• **Problem statement**
Check every line below for the string "page", and copy the lines that contain it.
------
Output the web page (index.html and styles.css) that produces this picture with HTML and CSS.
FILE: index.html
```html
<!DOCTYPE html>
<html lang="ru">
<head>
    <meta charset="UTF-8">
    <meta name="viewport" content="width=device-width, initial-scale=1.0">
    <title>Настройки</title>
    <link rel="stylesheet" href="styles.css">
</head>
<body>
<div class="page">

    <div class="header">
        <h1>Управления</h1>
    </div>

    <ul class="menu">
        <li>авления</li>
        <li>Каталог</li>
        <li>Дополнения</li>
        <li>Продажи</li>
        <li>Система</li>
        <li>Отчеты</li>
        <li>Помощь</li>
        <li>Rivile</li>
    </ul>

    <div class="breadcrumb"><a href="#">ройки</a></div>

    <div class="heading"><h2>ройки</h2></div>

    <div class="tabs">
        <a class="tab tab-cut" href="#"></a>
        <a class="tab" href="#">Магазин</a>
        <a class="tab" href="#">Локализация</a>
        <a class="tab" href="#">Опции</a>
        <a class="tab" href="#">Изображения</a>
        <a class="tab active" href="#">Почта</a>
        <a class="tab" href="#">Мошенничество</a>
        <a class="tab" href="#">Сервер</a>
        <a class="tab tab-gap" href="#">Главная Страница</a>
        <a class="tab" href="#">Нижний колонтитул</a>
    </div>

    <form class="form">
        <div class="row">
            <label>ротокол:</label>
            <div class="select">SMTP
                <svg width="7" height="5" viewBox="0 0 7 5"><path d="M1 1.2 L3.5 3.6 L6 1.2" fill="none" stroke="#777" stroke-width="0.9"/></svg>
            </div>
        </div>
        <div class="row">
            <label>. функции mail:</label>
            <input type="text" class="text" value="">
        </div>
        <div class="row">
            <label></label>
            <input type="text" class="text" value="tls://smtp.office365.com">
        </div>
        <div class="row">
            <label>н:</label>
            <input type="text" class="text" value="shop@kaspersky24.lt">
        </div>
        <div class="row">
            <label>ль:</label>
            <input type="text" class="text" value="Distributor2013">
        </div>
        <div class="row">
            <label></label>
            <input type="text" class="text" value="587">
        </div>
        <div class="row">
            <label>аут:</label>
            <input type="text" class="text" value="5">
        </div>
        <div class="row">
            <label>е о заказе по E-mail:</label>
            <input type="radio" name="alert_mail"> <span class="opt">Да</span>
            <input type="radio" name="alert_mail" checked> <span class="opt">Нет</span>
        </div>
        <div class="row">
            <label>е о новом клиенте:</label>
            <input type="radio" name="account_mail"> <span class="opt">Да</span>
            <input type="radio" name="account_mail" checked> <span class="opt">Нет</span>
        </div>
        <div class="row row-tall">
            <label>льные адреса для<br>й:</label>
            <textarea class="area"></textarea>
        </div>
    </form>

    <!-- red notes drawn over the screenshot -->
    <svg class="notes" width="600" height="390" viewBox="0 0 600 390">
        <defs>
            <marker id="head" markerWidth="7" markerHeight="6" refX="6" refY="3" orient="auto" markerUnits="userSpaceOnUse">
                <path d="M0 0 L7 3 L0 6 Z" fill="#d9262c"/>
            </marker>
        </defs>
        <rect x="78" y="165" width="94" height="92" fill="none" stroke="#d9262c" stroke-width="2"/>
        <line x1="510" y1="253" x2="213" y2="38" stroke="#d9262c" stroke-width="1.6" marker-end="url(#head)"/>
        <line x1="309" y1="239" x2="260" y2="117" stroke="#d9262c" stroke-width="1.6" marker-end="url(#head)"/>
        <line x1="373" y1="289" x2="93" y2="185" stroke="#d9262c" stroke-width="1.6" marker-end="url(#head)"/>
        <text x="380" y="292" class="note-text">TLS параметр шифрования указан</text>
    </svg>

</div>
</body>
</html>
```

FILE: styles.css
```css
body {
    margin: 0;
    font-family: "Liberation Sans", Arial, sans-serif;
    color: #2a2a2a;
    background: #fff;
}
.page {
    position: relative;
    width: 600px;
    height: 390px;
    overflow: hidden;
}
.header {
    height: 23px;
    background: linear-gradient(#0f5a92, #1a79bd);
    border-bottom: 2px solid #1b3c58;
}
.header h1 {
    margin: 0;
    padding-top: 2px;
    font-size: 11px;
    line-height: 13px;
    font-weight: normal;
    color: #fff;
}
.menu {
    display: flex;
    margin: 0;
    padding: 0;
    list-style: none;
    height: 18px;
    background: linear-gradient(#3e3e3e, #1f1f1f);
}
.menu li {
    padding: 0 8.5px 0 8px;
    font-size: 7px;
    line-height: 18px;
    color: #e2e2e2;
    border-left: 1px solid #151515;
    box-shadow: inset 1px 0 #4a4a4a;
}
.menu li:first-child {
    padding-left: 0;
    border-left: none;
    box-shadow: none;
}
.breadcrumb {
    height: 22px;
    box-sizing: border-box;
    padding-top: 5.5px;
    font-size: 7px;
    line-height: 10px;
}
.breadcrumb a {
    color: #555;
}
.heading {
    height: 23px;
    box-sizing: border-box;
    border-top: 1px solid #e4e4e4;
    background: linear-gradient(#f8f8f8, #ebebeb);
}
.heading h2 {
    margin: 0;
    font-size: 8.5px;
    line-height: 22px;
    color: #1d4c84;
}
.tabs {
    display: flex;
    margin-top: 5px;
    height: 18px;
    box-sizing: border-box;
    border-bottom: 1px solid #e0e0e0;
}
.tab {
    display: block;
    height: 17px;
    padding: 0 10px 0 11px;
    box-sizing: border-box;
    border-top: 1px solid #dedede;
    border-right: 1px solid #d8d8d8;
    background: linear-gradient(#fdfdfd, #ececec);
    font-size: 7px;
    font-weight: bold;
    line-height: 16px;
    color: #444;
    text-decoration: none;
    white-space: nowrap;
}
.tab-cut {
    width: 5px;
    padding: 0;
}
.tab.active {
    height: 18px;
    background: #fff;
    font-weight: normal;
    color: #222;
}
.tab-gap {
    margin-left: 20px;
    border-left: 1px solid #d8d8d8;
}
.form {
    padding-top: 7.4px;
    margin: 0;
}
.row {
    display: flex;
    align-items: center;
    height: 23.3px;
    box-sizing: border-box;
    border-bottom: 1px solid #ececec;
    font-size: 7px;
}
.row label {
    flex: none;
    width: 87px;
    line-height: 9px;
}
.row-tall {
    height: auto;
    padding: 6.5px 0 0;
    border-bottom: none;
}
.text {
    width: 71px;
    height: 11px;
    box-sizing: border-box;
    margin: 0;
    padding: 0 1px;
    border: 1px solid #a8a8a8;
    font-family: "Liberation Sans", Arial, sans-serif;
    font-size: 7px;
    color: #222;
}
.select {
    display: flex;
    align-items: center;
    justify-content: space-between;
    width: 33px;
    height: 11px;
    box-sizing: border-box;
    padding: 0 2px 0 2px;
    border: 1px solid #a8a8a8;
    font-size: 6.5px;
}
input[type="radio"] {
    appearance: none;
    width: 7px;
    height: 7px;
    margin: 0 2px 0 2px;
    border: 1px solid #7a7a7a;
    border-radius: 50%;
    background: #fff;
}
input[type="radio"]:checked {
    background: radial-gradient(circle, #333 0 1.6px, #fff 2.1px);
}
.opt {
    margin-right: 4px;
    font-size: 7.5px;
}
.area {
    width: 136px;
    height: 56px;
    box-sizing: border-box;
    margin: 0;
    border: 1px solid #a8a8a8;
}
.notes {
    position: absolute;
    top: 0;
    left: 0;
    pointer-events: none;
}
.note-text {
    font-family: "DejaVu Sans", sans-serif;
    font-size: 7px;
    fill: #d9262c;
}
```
------
• **Task result**
Output the web page (index.html and styles.css) that produces this picture with HTML and CSS.
<div class="page">
.page {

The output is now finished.